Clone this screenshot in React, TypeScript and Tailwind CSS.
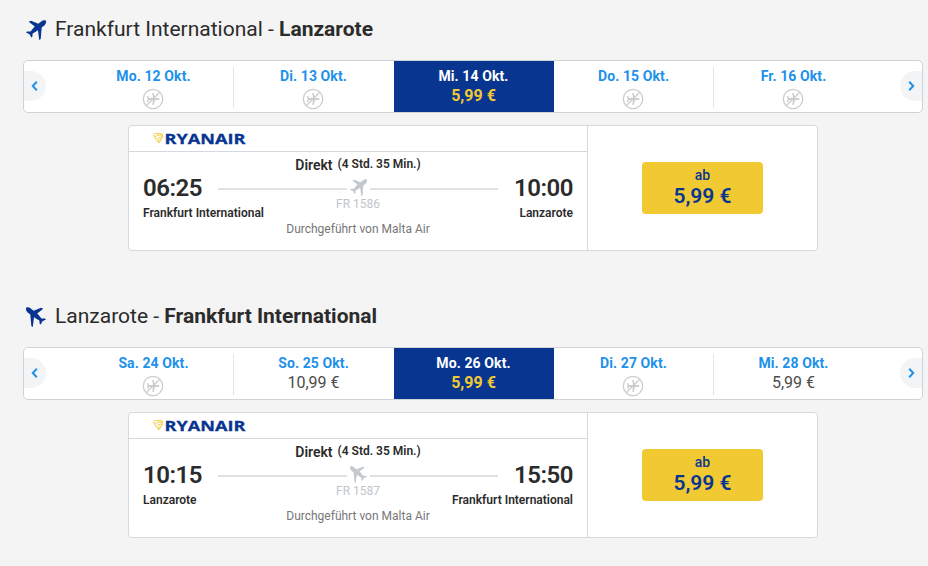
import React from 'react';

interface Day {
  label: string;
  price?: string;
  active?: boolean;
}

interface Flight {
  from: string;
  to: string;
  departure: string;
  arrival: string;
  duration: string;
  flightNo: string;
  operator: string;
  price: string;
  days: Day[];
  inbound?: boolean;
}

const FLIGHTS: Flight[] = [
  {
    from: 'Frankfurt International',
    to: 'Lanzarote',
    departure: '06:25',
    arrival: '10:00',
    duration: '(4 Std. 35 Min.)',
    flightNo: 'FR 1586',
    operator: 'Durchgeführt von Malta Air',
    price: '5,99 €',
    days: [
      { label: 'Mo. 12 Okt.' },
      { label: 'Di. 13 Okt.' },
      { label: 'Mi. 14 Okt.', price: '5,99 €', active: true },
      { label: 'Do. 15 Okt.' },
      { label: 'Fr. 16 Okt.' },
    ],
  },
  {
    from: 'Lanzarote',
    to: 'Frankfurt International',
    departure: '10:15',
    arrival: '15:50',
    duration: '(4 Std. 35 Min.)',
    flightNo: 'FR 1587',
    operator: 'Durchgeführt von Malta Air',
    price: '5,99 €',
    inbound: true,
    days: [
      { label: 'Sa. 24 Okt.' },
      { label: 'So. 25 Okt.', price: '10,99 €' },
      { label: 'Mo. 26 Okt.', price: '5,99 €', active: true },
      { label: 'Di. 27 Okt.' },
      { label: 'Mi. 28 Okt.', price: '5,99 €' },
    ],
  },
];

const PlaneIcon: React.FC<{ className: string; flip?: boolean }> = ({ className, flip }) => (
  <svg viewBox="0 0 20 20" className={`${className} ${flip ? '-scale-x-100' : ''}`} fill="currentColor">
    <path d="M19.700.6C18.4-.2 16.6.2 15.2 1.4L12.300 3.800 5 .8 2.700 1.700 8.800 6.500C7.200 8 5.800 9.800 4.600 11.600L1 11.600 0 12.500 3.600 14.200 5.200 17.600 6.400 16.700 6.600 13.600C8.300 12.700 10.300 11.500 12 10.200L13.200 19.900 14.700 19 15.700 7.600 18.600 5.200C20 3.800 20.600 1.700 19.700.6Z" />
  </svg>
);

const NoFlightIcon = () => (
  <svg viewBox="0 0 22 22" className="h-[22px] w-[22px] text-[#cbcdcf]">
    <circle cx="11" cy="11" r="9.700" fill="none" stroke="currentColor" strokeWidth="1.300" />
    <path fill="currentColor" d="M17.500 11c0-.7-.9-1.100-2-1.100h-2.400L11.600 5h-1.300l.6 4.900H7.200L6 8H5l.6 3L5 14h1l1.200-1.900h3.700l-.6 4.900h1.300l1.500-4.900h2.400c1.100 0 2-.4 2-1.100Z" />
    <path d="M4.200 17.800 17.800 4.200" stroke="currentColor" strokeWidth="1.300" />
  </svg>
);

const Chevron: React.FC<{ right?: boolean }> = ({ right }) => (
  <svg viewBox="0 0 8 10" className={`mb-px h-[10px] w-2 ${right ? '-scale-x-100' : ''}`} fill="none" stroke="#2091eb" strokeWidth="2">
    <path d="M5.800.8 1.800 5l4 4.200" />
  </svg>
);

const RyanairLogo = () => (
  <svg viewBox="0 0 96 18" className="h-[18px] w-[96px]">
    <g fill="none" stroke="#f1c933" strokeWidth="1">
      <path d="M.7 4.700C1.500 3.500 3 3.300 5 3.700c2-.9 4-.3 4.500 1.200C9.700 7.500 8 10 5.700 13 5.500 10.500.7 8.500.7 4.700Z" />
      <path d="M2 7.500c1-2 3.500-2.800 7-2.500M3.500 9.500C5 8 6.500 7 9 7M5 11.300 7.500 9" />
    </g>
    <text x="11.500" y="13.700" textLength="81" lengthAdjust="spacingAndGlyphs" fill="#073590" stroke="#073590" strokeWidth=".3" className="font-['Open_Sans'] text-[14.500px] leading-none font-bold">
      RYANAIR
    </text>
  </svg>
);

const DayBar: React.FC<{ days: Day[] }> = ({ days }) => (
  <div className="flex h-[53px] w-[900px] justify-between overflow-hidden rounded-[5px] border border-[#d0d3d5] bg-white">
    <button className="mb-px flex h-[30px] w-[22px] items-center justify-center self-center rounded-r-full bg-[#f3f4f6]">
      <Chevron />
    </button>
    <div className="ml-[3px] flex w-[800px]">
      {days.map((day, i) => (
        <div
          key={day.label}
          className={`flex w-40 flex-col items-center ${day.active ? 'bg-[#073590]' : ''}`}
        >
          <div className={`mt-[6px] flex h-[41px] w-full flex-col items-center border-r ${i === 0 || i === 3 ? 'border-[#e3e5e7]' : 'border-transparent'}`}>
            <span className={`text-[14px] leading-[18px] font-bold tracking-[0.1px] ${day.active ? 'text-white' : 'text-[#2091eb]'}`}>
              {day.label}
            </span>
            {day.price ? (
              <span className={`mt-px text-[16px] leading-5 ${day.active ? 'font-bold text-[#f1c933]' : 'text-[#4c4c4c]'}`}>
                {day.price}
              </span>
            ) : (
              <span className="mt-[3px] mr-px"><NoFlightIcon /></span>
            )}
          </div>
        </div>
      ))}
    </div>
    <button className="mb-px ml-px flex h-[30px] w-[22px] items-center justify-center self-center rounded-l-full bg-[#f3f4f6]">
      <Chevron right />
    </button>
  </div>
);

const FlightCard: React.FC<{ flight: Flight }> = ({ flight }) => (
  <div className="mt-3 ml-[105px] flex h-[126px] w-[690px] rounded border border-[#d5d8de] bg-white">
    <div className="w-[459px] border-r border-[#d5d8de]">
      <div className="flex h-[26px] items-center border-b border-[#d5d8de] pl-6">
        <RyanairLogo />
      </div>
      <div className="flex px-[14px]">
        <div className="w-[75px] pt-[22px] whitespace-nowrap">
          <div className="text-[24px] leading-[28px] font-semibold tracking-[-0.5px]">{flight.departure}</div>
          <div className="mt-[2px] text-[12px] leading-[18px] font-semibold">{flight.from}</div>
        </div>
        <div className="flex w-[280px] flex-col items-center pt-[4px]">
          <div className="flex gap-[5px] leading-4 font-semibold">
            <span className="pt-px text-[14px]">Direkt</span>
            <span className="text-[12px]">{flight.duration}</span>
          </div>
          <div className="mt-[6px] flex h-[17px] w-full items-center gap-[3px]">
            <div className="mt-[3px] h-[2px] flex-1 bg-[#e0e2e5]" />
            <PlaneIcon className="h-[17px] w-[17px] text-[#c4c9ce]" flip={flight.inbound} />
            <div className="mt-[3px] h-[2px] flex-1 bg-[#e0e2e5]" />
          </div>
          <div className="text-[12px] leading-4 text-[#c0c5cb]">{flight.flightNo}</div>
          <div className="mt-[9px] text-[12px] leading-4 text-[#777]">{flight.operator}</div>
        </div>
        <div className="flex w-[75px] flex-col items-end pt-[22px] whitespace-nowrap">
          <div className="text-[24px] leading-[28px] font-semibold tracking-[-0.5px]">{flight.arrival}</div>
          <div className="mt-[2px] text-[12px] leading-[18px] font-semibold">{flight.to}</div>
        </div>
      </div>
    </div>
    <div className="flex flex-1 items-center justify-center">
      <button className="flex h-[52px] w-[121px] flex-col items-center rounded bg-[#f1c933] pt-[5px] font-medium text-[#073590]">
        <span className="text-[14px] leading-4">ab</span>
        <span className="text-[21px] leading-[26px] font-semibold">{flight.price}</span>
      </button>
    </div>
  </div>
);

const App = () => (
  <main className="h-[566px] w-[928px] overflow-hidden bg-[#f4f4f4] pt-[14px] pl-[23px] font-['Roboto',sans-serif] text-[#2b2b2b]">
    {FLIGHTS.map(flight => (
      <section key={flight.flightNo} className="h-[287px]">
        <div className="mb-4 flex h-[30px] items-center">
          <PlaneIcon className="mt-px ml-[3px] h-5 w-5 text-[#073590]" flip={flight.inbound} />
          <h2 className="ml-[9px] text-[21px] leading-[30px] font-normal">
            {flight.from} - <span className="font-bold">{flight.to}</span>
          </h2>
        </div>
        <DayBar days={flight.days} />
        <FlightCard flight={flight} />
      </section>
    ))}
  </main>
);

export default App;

• **Aim of the task**
Each line that holds the word "React" is to be copied.

• **Completed task**
Clone this screenshot in React, TypeScript and Tailwind CSS.
import React from 'react';
const PlaneIcon: React.FC<{ className: string; flip?: boolean }> = ({ className, flip }) => (
const Chevron: React.FC<{ right?: boolean }> = ({ right }) => (
const DayBar: React.FC<{ days: Day[] }> = ({ days }) => (
const FlightCard: React.FC<{ flight: Flight }> = ({ flight }) => (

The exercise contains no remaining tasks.